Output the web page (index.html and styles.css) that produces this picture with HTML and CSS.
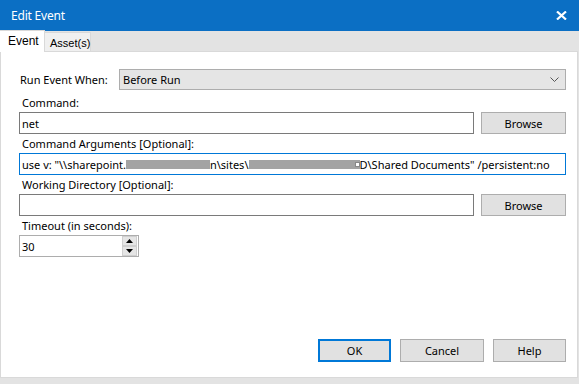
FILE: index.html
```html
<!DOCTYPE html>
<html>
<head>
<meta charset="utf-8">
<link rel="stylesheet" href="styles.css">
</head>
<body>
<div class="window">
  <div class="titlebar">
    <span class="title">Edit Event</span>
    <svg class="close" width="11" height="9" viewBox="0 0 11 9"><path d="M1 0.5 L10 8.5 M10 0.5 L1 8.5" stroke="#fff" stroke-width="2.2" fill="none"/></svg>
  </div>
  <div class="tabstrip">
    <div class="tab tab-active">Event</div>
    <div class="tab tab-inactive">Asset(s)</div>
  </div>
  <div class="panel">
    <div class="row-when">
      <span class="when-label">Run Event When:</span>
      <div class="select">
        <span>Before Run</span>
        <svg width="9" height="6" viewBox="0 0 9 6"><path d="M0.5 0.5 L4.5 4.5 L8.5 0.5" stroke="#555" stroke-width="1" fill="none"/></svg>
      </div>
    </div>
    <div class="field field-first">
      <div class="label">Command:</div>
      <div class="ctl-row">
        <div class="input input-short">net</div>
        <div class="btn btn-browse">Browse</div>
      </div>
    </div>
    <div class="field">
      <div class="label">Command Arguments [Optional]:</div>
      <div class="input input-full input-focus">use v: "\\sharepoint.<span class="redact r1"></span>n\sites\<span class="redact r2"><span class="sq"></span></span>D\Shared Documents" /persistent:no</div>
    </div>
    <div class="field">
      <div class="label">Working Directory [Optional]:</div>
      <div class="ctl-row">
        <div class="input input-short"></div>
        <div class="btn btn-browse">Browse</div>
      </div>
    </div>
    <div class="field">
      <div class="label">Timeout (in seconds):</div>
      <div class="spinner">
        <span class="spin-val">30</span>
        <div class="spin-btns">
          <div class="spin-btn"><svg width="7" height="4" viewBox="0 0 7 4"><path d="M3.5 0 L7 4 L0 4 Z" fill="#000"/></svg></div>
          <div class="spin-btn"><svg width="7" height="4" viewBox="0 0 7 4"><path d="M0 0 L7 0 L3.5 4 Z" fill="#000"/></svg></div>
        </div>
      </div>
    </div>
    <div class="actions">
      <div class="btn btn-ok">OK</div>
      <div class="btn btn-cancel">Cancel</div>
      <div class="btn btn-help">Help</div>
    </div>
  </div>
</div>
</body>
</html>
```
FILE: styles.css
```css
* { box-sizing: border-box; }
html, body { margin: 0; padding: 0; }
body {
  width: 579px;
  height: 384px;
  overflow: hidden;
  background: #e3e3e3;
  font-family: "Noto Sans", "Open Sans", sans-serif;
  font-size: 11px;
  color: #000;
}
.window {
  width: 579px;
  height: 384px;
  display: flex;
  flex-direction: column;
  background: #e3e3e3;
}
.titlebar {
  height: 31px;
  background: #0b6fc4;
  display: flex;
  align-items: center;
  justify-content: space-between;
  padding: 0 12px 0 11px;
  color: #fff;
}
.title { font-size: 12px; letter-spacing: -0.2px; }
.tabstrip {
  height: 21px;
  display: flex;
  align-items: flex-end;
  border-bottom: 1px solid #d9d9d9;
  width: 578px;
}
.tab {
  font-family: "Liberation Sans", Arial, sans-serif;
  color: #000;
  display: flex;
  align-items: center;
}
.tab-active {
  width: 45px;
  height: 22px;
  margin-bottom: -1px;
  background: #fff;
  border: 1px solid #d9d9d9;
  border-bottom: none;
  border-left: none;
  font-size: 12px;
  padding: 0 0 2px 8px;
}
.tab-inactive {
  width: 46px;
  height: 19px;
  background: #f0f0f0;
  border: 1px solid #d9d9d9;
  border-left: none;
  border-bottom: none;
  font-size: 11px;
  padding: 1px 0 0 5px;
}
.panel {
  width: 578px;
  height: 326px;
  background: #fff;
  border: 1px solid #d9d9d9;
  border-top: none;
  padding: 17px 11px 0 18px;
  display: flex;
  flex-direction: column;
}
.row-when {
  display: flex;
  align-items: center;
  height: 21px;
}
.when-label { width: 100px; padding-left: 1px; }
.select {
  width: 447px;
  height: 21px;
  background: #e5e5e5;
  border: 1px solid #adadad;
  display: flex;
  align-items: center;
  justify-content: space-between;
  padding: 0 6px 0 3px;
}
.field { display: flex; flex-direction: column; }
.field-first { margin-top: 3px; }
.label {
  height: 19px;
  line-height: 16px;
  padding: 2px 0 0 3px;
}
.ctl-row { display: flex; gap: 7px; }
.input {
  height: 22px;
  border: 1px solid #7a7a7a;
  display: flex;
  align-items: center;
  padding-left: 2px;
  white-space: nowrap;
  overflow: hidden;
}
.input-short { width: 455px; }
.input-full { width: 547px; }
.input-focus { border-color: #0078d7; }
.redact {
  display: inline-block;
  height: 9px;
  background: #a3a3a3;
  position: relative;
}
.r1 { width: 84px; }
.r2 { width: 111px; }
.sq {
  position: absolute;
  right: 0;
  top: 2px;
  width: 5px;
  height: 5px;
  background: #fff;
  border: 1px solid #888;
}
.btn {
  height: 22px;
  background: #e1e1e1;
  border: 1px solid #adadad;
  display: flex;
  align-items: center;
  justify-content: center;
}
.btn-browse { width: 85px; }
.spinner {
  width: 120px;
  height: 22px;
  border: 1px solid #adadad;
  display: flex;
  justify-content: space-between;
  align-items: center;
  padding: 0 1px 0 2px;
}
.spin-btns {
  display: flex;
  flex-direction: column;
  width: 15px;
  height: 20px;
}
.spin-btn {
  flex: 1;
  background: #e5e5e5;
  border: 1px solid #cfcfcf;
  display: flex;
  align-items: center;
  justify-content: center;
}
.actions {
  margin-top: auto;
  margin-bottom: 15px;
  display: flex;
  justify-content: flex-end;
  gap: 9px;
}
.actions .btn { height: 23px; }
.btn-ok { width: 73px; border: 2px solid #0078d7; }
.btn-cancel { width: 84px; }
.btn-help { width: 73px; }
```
##########
Reproduce each line exactly, please, except for any pictures.

Output the web page (index.html and styles.css) that produces this picture with HTML and CSS.
FILE: index.html
```html
<!DOCTYPE html>
<html>
<head>
<meta charset="utf-8">
<link rel="stylesheet" href="styles.css">
</head>
<body>
<div class="window">
  <div class="titlebar">
    <span class="title">Edit Event</span>
    <svg class="close" width="11" height="9" viewBox="0 0 11 9"><path d="M1 0.5 L10 8.5 M10 0.5 L1 8.5" stroke="#fff" stroke-width="2.2" fill="none"/></svg>
  </div>
  <div class="tabstrip">
    <div class="tab tab-active">Event</div>
    <div class="tab tab-inactive">Asset(s)</div>
  </div>
  <div class="panel">
    <div class="row-when">
      <span class="when-label">Run Event When:</span>
      <div class="select">
        <span>Before Run</span>
        <svg width="9" height="6" viewBox="0 0 9 6"><path d="M0.5 0.5 L4.5 4.5 L8.5 0.5" stroke="#555" stroke-width="1" fill="none"/></svg>
      </div>
    </div>
    <div class="field field-first">
      <div class="label">Command:</div>
      <div class="ctl-row">
        <div class="input input-short">net</div>
        <div class="btn btn-browse">Browse</div>
      </div>
    </div>
    <div class="field">
      <div class="label">Command Arguments [Optional]:</div>
      <div class="input input-full input-focus">use v: "\\sharepoint.<span class="redact r1"></span>n\sites\<span class="redact r2"><span class="sq"></span></span>D\Shared Documents" /persistent:no</div>
    </div>
    <div class="field">
      <div class="label">Working Directory [Optional]:</div>
      <div class="ctl-row">
        <div class="input input-short"></div>
        <div class="btn btn-browse">Browse</div>
      </div>
    </div>
    <div class="field">
      <div class="label">Timeout (in seconds):</div>
      <div class="spinner">
        <span class="spin-val">30</span>
        <div class="spin-btns">
          <div class="spin-btn"><svg width="7" height="4" viewBox="0 0 7 4"><path d="M3.5 0 L7 4 L0 4 Z" fill="#000"/></svg></div>
          <div class="spin-btn"><svg width="7" height="4" viewBox="0 0 7 4"><path d="M0 0 L7 0 L3.5 4 Z" fill="#000"/></svg></div>
        </div>
      </div>
    </div>
    <div class="actions">
      <div class="btn btn-ok">OK</div>
      <div class="btn btn-cancel">Cancel</div>
      <div class="btn btn-help">Help</div>
    </div>
  </div>
</div>
</body>
</html>
```
FILE: styles.css
```css
* { box-sizing: border-box; }
html, body { margin: 0; padding: 0; }
body {
  width: 579px;
  height: 384px;
  overflow: hidden;
  background: #e3e3e3;
  font-family: "Noto Sans", "Open Sans", sans-serif;
  font-size: 11px;
  color: #000;
}
.window {
  width: 579px;
  height: 384px;
  display: flex;
  flex-direction: column;
  background: #e3e3e3;
}
.titlebar {
  height: 31px;
  background: #0b6fc4;
  display: flex;
  align-items: center;
  justify-content: space-between;
  padding: 0 12px 0 11px;
  color: #fff;
}
.title { font-size: 12px; letter-spacing: -0.2px; }
.tabstrip {
  height: 21px;
  display: flex;
  align-items: flex-end;
  border-bottom: 1px solid #d9d9d9;
  width: 578px;
}
.tab {
  font-family: "Liberation Sans", Arial, sans-serif;
  color: #000;
  display: flex;
  align-items: center;
}
.tab-active {
  width: 45px;
  height: 22px;
  margin-bottom: -1px;
  background: #fff;
  border: 1px solid #d9d9d9;
  border-bottom: none;
  border-left: none;
  font-size: 12px;
  padding: 0 0 2px 8px;
}
.tab-inactive {
  width: 46px;
  height: 19px;
  background: #f0f0f0;
  border: 1px solid #d9d9d9;
  border-left: none;
  border-bottom: none;
  font-size: 11px;
  padding: 1px 0 0 5px;
}
.panel {
  width: 578px;
  height: 326px;
  background: #fff;
  border: 1px solid #d9d9d9;
  border-top: none;
  padding: 17px 11px 0 18px;
  display: flex;
  flex-direction: column;
}
.row-when {
  display: flex;
  align-items: center;
  height: 21px;
}
.when-label { width: 100px; padding-left: 1px; }
.select {
  width: 447px;
  height: 21px;
  background: #e5e5e5;
  border: 1px solid #adadad;
  display: flex;
  align-items: center;
  justify-content: space-between;
  padding: 0 6px 0 3px;
}
.field { display: flex; flex-direction: column; }
.field-first { margin-top: 3px; }
.label {
  height: 19px;
  line-height: 16px;
  padding: 2px 0 0 3px;
}
.ctl-row { display: flex; gap: 7px; }
.input {
  height: 22px;
  border: 1px solid #7a7a7a;
  display: flex;
  align-items: center;
  padding-left: 2px;
  white-space: nowrap;
  overflow: hidden;
}
.input-short { width: 455px; }
.input-full { width: 547px; }
.input-focus { border-color: #0078d7; }
.redact {
  display: inline-block;
  height: 9px;
  background: #a3a3a3;
  position: relative;
}
.r1 { width: 84px; }
.r2 { width: 111px; }
.sq {
  position: absolute;
  right: 0;
  top: 2px;
  width: 5px;
  height: 5px;
  background: #fff;
  border: 1px solid #888;
}
.btn {
  height: 22px;
  background: #e1e1e1;
  border: 1px solid #adadad;
  display: flex;
  align-items: center;
  justify-content: center;
}
.btn-browse { width: 85px; }
.spinner {
  width: 120px;
  height: 22px;
  border: 1px solid #adadad;
  display: flex;
  justify-content: space-between;
  align-items: center;
  padding: 0 1px 0 2px;
}
.spin-btns {
  display: flex;
  flex-direction: column;
  width: 15px;
  height: 20px;
}
.spin-btn {
  flex: 1;
  background: #e5e5e5;
  border: 1px solid #cfcfcf;
  display: flex;
  align-items: center;
  justify-content: center;
}
.actions {
  margin-top: auto;
  margin-bottom: 15px;
  display: flex;
  justify-content: flex-end;
  gap: 9px;
}
.actions .btn { height: 23px; }
.btn-ok { width: 73px; border: 2px solid #0078d7; }
.btn-cancel { width: 84px; }
.btn-help { width: 73px; }
```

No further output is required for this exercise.